Katie from Bradford spent three months volunteering in Kenya

Katie from Bradford spent three months volunteering in Kenya

Teaching assistant Katie spent 12 weeks working on a project fighting poverty in Kenya and is now calling on other young people to take the plunge and consider volunteering overseas.

Katie travelled with international development organisation VSO, as part of the UK government funded International Citizen Service (ICS) programme, where she worked alongside young volunteers from Kenya and the UK.

“I enjoyed absolutely everything with my placement. The teamwork, impact, members of the community, new culture and way of living and just constantly learning something new. My biggest achievement has to be at Oloyiapasei Primary School, Rombo, Kenya where we fundraised and got the money to get so many children shoes and resources for the school with our fundraising money.”

During her three-month stay in Africa, Katie lived with a local host family so that she was fully immersed into the community and could gain a better understanding of the challenges people there face.

Katie Unsworth with school children she helped in Kenya

Katie Unsworth with school children she helped in Kenya

“My community faced lots of challenges which was very overwhelming, however, with little time we wanted to ensure we made the best possible impact we could,” says Katie. “For example; many young people had never had sex education sessions or know anything about contraception measures. Therefore, we wanted to tackle young pregnancies and unprotected sex to empower the young girls and women to further their education and have more equal rights. It was a tough challenge but we left feeling so proud of delivering useful information sessions whilst demonstrating contraception methods to the girls and women and we hope to have empowered them to be more equal. Furthermore, school dropouts were high and with such a passion for what we were doing I wanted to empower the girls to come to school, as it was mainly boys.

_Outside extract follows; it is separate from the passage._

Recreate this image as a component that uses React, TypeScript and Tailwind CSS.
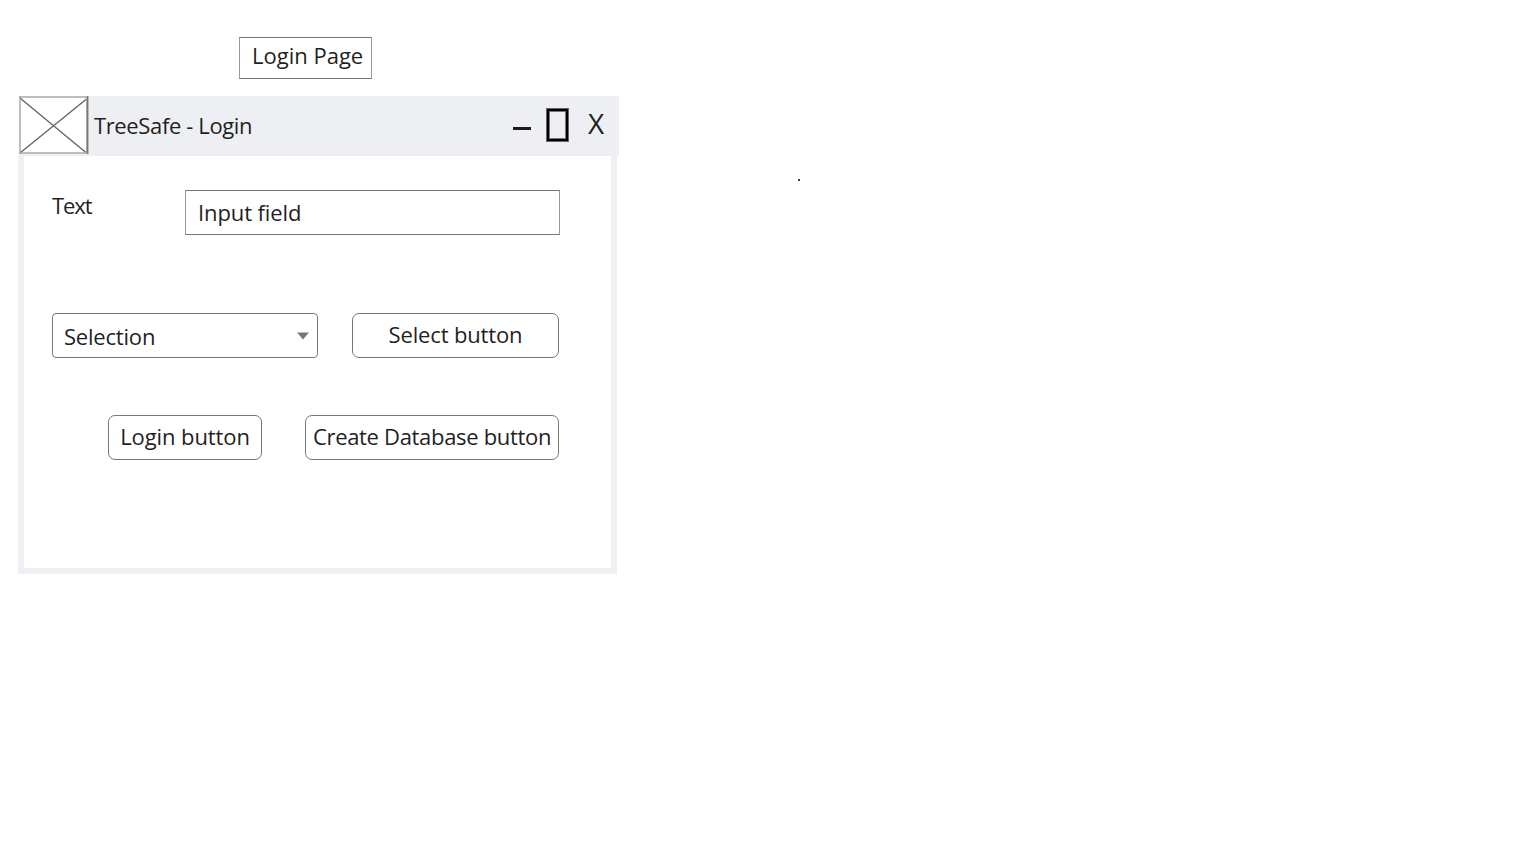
import type { ReactNode } from "react";

function Label({ className = "", children }: { className?: string; children: ReactNode }) {
  return <span className={`block shrink-0 whitespace-pre leading-[30px] ${className}`}>{children}</span>;
}

function TitleBar() {
  return (
    <header className="ml-px flex h-[60px] w-[600px] items-start bg-[#eeeff3]">
      <svg width="70" height="58" viewBox="0 0 70 58" className="shrink-0">
        <rect x="0" y="0" width="70" height="58" fill="#fff" />
        <path d="M1 2L67.5 57M1 57L67.5 3" stroke="#666" strokeWidth="1.4" />
        <path d="M0 1H69M0 57H69M1 0V58" stroke="#a8a8a8" strokeWidth="1.5" fill="none" />
        <path d="M67.5 1V57" stroke="#aaa" strokeWidth="1" />
        <path d="M68.75 0V58" stroke="#777" strokeWidth="1.5" />
      </svg>
      <Label className="ml-[5px] mt-[14px] w-[419px] tracking-[-0.37px]">TreeSafe - Login</Label>
      <div className="mt-[31px] h-[3px] w-[18px] bg-[#1c1c20]" />
      <div className="ml-[15px] mt-[12px] h-[34px] w-[23px] border border-[#666]">
        <div className="h-full w-full border-2 border-black">
          <div className="h-full w-full border border-[#777]" />
        </div>
      </div>
      <Label className="ml-[19px] mt-[12px] text-[28px]">X</Label>
    </header>
  );
}

export default function App() {
  return (
    <main className="flex min-h-screen w-full items-start overflow-hidden bg-white font-['Open_Sans','Noto_Sans',sans-serif] text-[22px] text-[#1f1f1f]">
      <div className="ml-[18px] w-[601px] shrink-0 pt-[37px]">
        <h1 className="ml-[221px] h-[42px] w-[133px] border border-x-[#999] border-y-[#777] pl-[12px] pt-[2px]">
          <Label>Login Page</Label>
        </h1>
        <section className="mt-[17px]">
          <TitleBar />
          <div className="h-[418px] w-[599px] border-x-[6px] border-b-[6px] border-[#eff0f3] pl-[28px] pt-[34px]">
            <div className="flex items-start">
              <Label className="w-[133px] tracking-[-1.1px]">Text</Label>
              <div className="h-[45px] w-[375px] border border-x-[#999] border-y-[#777] pl-[12px] pt-[6px]">
                <Label className="tracking-[-0.1px]">Input field</Label>
              </div>
            </div>
            <div className="mt-[78px] flex items-start">
              <div className="flex h-[45px] w-[266px] justify-between rounded-[4px] border border-[#777] pl-[11px] pr-[8px] pt-[7px]">
                <Label className="tracking-[-0.2px]">Selection</Label>
                <svg width="12" height="8" viewBox="0 0 12 8" className="mt-[11px]">
                  <path d="M0 0.5H12L6 7.5Z" fill="#777" />
                </svg>
              </div>
              <button className="ml-[34px] flex h-[45px] w-[207px] justify-center rounded-[7px] border border-[#777] pt-[5px]">
                <Label className="tracking-[-0.15px]">Select button</Label>
              </button>
            </div>
            <div className="ml-[56px] mt-[57px] flex items-start">
              <button className="flex h-[45px] w-[154px] justify-center rounded-[7px] border border-[#777] pt-[5px]">
                <Label className="tracking-[-0.1px]">Login button</Label>
              </button>
              <button className="ml-[43px] flex h-[45px] w-[254px] justify-center rounded-[7px] border border-[#777] pt-[5px]">
                <Label className="tracking-[-0.32px]">Create Database button</Label>
              </button>
            </div>
          </div>
        </section>
      </div>
      <div className="ml-[179px] mt-[179px] h-[2px] w-[2px] bg-[#444]" />
    </main>
  );
}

“The further we looked into the issues the community faced we realised school was the highest problem. Girls were staying at home and with my team we wanted to stop that. We decided to fundraise through Just Giving to offer the children that walk large distances everyday to come to school a brand new pair of shoes. This was due to jiggers (a flea type insect) attacking the children’s feet when they are walking large distances.”

They managed to raise enough 
to buy more than 250 pairs of 
shoes and with the remaining money also bought new work/exercise books, pens, pencils, paint and brushes, paper, glue sticks, scissors, skipping ropes and footballs that 
the children have never ever had before.

“The school has progressed with our help and there has been a great increase in attendance and new admissions for the new year,” says Katie. Upon their return to the UK, all ICS volunteers undertake an ‘Action At Home’ project, ensuring that their new skills also benefit their local communities. Nearly 40,000 young people from the UK have participated on the programme since the scheme began in 2011.

“My whole experience was an eye-opener and very overwhelming at times. Once back home she shared her experience with her pupils at Cottingley Village Primary School in Bingley.

She now wants to encourage members in her community to do something like the VSO/ICS programme.

“Sharing stories and a completely different life with the children at home in Yorkshire has been amazing as it’s so lovely to be asked so many questions and teach the children things I learnt in Kenya. Upon my return it has been so rewarding for me to have educated them on poverty and understand how kindness and help goes such a long way.” She says ICS has made her re-evaluate what she wanted to do in the future.

“Previously, I didn’t really have a clear idea of what kind of career path I wanted to take, or what would suit my personality best. I have always been a people person and had a passion for young children but now I realise I can work with any age group.

“After this experience, I have realised I would like to further my career in supporting and helping others, who are struggling. Therefore, I have decided to stick to working in a school but would like to research and take courses in mental health awareness and helping people overcome mental health issues as that is something close to me and someone could be struggling in ways you can’t see. I am looking forward to progressing myself and my career and hope to have inspired young children and others to volunteer one day. VSO has changed my life.”

Before she left for Kenya, Katie raised £1,040 for VSO, which will ensure that communities in developing countries can continue to benefit from the work of volunteers.

Felicity Morgan, Director of ICS at VSO, said: “It’s really inspiring to hear about the fantastic work Katie did on placement. We’re incredibly proud that UK aid is supporting young Brits to bring about positive change in some of the world’s poorest communities.

“VSO sees how people across Britain play an important role in delivering UK aid. From the NHS and Army helping end the Ebola crisis, to the millions who generously donate, and the contribution we all make through taxes, together we are all making the world a fairer, safer place.”